I have a 1990 Case 580K digger, assembled in France with about 9400 hours on the clock. I have owned it for over 12 years and it has had very little use over that time, but when needed it has been excellent. The brakes started binding a few years ago but it was not an issue though recently it has got so bad that even in first gear it is very difficult to get it to move. If you press the brake pedal the brakes are totally solid, so there is a difference but not a lot. Some years ago the brakes failed, the master cylinder reservoir was empty and I refilled it with brake fluid, only finding out later that it should have been hytrans. The handbrake has never worked. At my age and ability (73) I think that dropping the transaxle and removing the halfshafts and axle casings is a bit out of my league. I read that you need to remove the seat and floor just to bleed the system. Can someone suggest if there may be a way of overcoming this problem? What in the system releases the brakes and allows the discs to turn, has anyone else suffered a similar problem?
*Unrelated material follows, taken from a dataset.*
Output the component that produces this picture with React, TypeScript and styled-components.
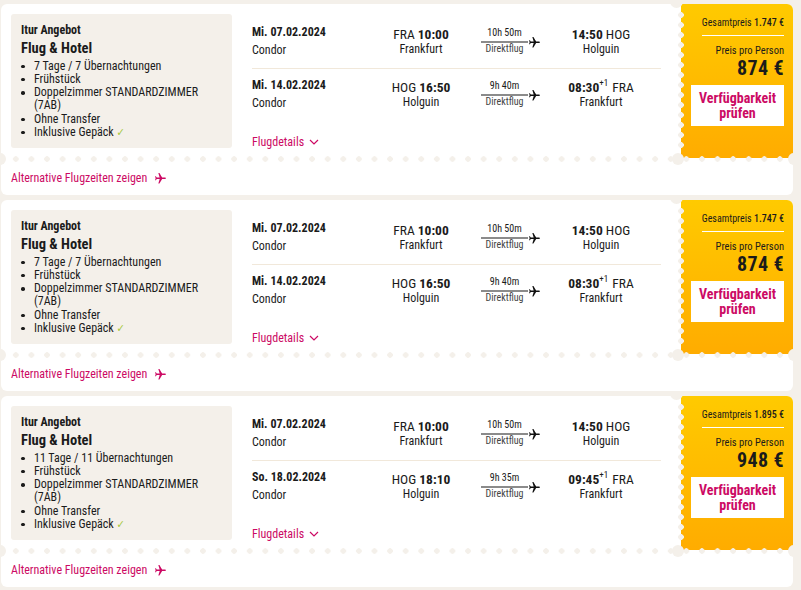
import React from 'react';
import styled, { createGlobalStyle } from 'styled-components';

const BEIGE = '#f4f0ea';
const PINK = '#cc0a64';
const FONT = `"Roboto Condensed", Roboto, "DejaVu Sans Condensed", sans-serif`;

const GlobalStyle = createGlobalStyle`
  html, body { margin: 0; padding: 0; background: ${BEIGE}; }
  body {
    font-family: ${FONT};
    font-stretch: condensed;
    color: #1b1b1b;
    -webkit-font-smoothing: antialiased;
  }
`;

const List = styled.div`
  display: flex;
  flex-direction: column;
  gap: 5px;
  padding: 4px 0 0 1px;
  width: 792px;
`;

const Card = styled.article`
  position: relative;
  background: #fff;
  border-radius: 6px;
  overflow: hidden;
  height: 191px;
  display: flex;
  flex-direction: column;
`;

const Top = styled.div`
  display: flex;
  height: 154px;
`;

const Info = styled.div`
  margin: 10px 0 0 10px;
  width: 221px;
  height: 134px;
  box-sizing: border-box;
  background: ${BEIGE};
  border-radius: 3px;
  padding: 9px 10px 0 10px;
`;

const Kicker = styled.div`
  font-size: 12px;
  line-height: 14px;
  font-weight: 700;
`;

const Title = styled.div`
  margin-top: 4px;
  font-size: 14.5px;
  line-height: 16px;
  font-weight: 700;
`;

const Bullets = styled.ul`
  list-style: none;
  margin: 2.5px 0 0;
  padding: 0;
`;

const Bullet = styled.li`
  position: relative;
  padding-left: 13px;
  font-size: 12px;
  line-height: 13.3px;
  &::before {
    content: '';
    position: absolute;
    left: 0;
    top: 5px;
    width: 3.5px;
    height: 3.5px;
    border-radius: 50%;
    background: #1b1b1b;
  }
`;

const Check = styled.span`
  color: #a6c83c;
  font-family: "DejaVu Sans", sans-serif;
  font-size: 11px;
`;

const Flights = styled.div`
  margin-left: 20px;
  width: 409px;
  padding-top: 12px;
  display: flex;
  flex-direction: column;
`;

const FlightRow = styled.div<{ $divider?: boolean }>`
  display: grid;
  grid-template-columns: 109px 80px 60px 80px;
  column-gap: 20px;
  padding-top: 8px;
  height: 44px;
  border-bottom: ${(p) => (p.$divider ? '1px solid #f1e8da' : 'none')};
`;

const DateCol = styled.div`
  display: flex;
  flex-direction: column;
  gap: 2px;
`;

const DateText = styled.div`
  font-size: 12px;
  line-height: 16px;
  font-weight: 700;
`;

const Airline = styled.div`
  font-size: 12px;
  line-height: 16px;
`;

const Station = styled.div`
  padding-top: 2.5px;
  text-align: center;
  white-space: nowrap;
`;

const TimeLine = styled.div`
  font-size: 13.5px;
  line-height: 15px;
  b { font-weight: 700; }
  sup {
    font-size: 9px;
    line-height: 0;
    vertical-align: 6px;
    margin-right: 1px;
  }
`;

const City = styled.div`
  font-size: 12px;
  line-height: 15px;
`;

const Duration = styled.div`
  padding-top: 3px;
  display: flex;
  flex-direction: column;
`;

const DurText = styled.div<{ $muted?: boolean }>`
  width: 47px;
  text-align: center;
  font-size: 10px;
  line-height: 12px;
  color: ${(p) => (p.$muted ? '#444' : '#1b1b1b')};
  white-space: nowrap;
`;

const Track = styled.div`
  margin-top: 2px;
  height: 2px;
  display: flex;
  align-items: center;
`;

const TrackLine = styled.div`
  width: 47px;
  height: 2px;
  background: #8b8b8b;
`;

const Details = styled.div`
  margin-top: 14px;
  font-size: 12px;
  line-height: 14px;
  color: ${PINK};
  display: flex;
  align-items: center;
  gap: 5px;
`;

const Price = styled.div`
  position: relative;
  margin-left: 20px;
  width: 112px;
  height: 154px;
  box-sizing: border-box;
  padding: 13px 9px 0 10px;
  background: linear-gradient(180deg, #ffca00 0%, #ffac00 100%);
  display: flex;
  flex-direction: column;
  align-items: flex-end;
  &::before {
    content: '';
    position: absolute;
    left: -3px;
    top: 6px;
    width: 6px;
    height: 142px;
    background: radial-gradient(circle at 3px 5px, ${BEIGE} 2.6px, transparent 3.1px);
    background-size: 6px 10px;
    background-repeat: repeat-y;
  }
  &::after {
    content: '';
    position: absolute;
    left: -11px;
    top: -9px;
    width: 13px;
    height: 13px;
    border-radius: 50%;
    background: ${BEIGE};
  }
`;

const Total = styled.div`
  font-size: 10px;
  line-height: 12px;
  white-space: nowrap;
  b { font-weight: 500; }
`;

const PriceRule = styled.div`
  margin-top: 6px;
  width: 82px;
  height: 1px;
  background: #fff;
`;

const PerPerson = styled.div`
  margin-top: 9px;
  font-size: 10.5px;
  line-height: 12px;
`;

const Amount = styled.div`
  margin-top: 1px;
  font-size: 20px;
  line-height: 20px;
  font-weight: 700;
  letter-spacing: 0.4px;
`;

const CheckButton = styled.button`
  margin-top: 7px;
  width: 93px;
  height: 41px;
  border: 0;
  background: #fff;
  color: ${PINK};
  font-family: ${FONT};
  font-stretch: condensed;
  font-size: 14px;
  line-height: 15px;
  font-weight: 700;
  padding: 0;
  cursor: pointer;
`;

const Perforation = styled.div`
  position: relative;
  margin-top: -2px;
  height: 6px;
`;

const Dots = styled.div`
  position: absolute;
  left: 7px;
  right: 0;
  top: 0;
  height: 6px;
  background: radial-gradient(circle at 7.8px 3px, ${BEIGE} 2.5px, transparent 3px);
  background-size: 15.6px 6px;
  background-repeat: repeat-x;
`;

const Notch = styled.span<{ $at: 'left' | 'middle' | 'right' }>`
  position: absolute;
  top: -3px;
  width: 12px;
  height: 12px;
  border-radius: 50%;
  background: ${BEIGE};
  left: ${(p) => (p.$at === 'left' ? '-7px' : p.$at === 'middle' ? '671px' : 'auto')};
  right: ${(p) => (p.$at === 'right' ? '-7px' : 'auto')};
`;

const Bottom = styled.div`
  display: flex;
  padding: 9px 0 0 10px;
`;

const AltLink = styled.a`
  display: flex;
  align-items: center;
  gap: 7px;
  font-size: 12px;
  line-height: 14px;
  color: ${PINK};
  text-decoration: none;
`;

const PlaneIcon = ({ color, size = 13 }: { color: string; size?: number }) => (
  <svg width={size} height={size} viewBox="0 0 24 24" style={{ flex: 'none' }}>
    <path
      transform="rotate(90 12 12)"
      fill={color}
      d="M21 16v-2l-8-5V3.5c0-.83-.67-1.5-1.5-1.5S10 2.67 10 3.5V9l-8 5v2l8-2.5V19l-2 1.5V22l3.5-1 3.5 1v-1.5L13 19v-5.5l8 2.5z"
    />
  </svg>
);

const Chevron = () => (
  <svg width="10" height="6" viewBox="0 0 10 6">
    <polyline points="1,1 5,5 9,1" fill="none" stroke={PINK} strokeWidth="1.2" />
  </svg>
);

type Leg = {
  date: string;
  from: string;
  dep: string;
  fromCity: string;
  dur: string;
  to: string;
  arr: string;
  toCity: string;
  nextDay?: boolean;
};

type Offer = {
  nights: string;
  total: string;
  perPerson: string;
  legs: [Leg, Leg];
};

const outLeg: Leg = {
  date: 'Mi. 07.02.2024',
  from: 'FRA',
  dep: '10:00',
  fromCity: 'Frankfurt',
  dur: '10h 50m',
  to: 'HOG',
  arr: '14:50',
  toCity: 'Holguin',
};

const offers: Offer[] = [
  {
    nights: '7 Tage / 7 Übernachtungen',
    total: '1.747 €',
    perPerson: '874 €',
    legs: [
      outLeg,
      { date: 'Mi. 14.02.2024', from: 'HOG', dep: '16:50', fromCity: 'Holguin', dur: '9h 40m', to: 'FRA', arr: '08:30', toCity: 'Frankfurt', nextDay: true },
    ],
  },
  {
    nights: '7 Tage / 7 Übernachtungen',
    total: '1.747 €',
    perPerson: '874 €',
    legs: [
      outLeg,
      { date: 'Mi. 14.02.2024', from: 'HOG', dep: '16:50', fromCity: 'Holguin', dur: '9h 40m', to: 'FRA', arr: '08:30', toCity: 'Frankfurt', nextDay: true },
    ],
  },
  {
    nights: '11 Tage / 11 Übernachtungen',
    total: '1.895 €',
    perPerson: '948 €',
    legs: [
      outLeg,
      { date: 'So. 18.02.2024', from: 'HOG', dep: '18:10', fromCity: 'Holguin', dur: '9h 35m', to: 'FRA', arr: '09:45', toCity: 'Frankfurt', nextDay: true },
    ],
  },
];

const LegRow = ({ leg, divider }: { leg: Leg; divider?: boolean }) => (
  <FlightRow $divider={divider}>
    <DateCol>
      <DateText>{leg.date}</DateText>
      <Airline>Condor</Airline>
    </DateCol>
    <Station>
      <TimeLine>
        {leg.from} <b>{leg.dep}</b>
      </TimeLine>
      <City>{leg.fromCity}</City>
    </Station>
    <Duration>
      <DurText>{leg.dur}</DurText>
      <Track>
        <TrackLine />
        <PlaneIcon color="#111" size={13} />
      </Track>
      <DurText $muted>Direktflug</DurText>
    </Duration>
    <Station>
      <TimeLine>
        <b>{leg.arr}</b>
        {leg.nextDay ? <sup>+1</sup> : null} {leg.to}
      </TimeLine>
      <City>{leg.toCity}</City>
    </Station>
  </FlightRow>
);

const OfferCard = ({ offer }: { offer: Offer }) => (
  <Card>
    <Top>
      <Info>
        <Kicker>Itur Angebot</Kicker>
        <Title>Flug &amp; Hotel</Title>
        <Bullets>
          <Bullet>{offer.nights}</Bullet>
          <Bullet>Frühstück</Bullet>
          <Bullet>Doppelzimmer STANDARDZIMMER (7AB)</Bullet>
          <Bullet>Ohne Transfer</Bullet>
          <Bullet>
            Inklusive Gepäck <Check>✓</Check>
          </Bullet>
        </Bullets>
      </Info>
      <Flights>
        <LegRow leg={offer.legs[0]} divider />
        <LegRow leg={offer.legs[1]} />
        <Details>
          Flugdetails <Chevron />
        </Details>
      </Flights>
      <Price>
        <Total>
          Gesamtpreis <b>{offer.total}</b>
        </Total>
        <PriceRule />
        <PerPerson>Preis pro Person</PerPerson>
        <Amount>{offer.perPerson}</Amount>
        <CheckButton>
          Verfügbarkeit
          <br />
          prüfen
        </CheckButton>
      </Price>
    </Top>
    <Perforation>
      <Dots />
      <Notch $at="left" />
      <Notch $at="middle" />
      <Notch $at="right" />
    </Perforation>
    <Bottom>
      <AltLink href="#">
        Alternative Flugzeiten zeigen <PlaneIcon color={PINK} size={13} />
      </AltLink>
    </Bottom>
  </Card>
);

export default function App() {
  return (
    <>
      <GlobalStyle />
      <List>
        {offers.map((o, i) => (
          <OfferCard key={i} offer={o} />
        ))}
      </List>
    </>
  );
}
I am worried that I will have to sell it and it will likely be only a scrap value.
 

alrman

Senior Member
Joined
Jun 20, 2009
Messages
3,308
Location
QLD Australia
Occupation
Diesel Fitter;Small Business Owner;Cleaner
Unfortunately, there is no shortcut to repair this issue.
In my experience, whenever brake fluid is added to the brake system, it always goes to the lowest part of the system - the brake pistons/or slave cylinders - depending on which type of transaxle you have.

From your description, I believe you have the JJG+200000 (phase 3) transaxle with 4sp gearshift from the RH dash.

The brake piston seals will have swollen & are are stopping the brake pistons from releasing completely when the brake pedals are released.
If you've been driving the machine with brakes dragging ..... I'm afraid you may find alot more wrong with it than just seals to replace.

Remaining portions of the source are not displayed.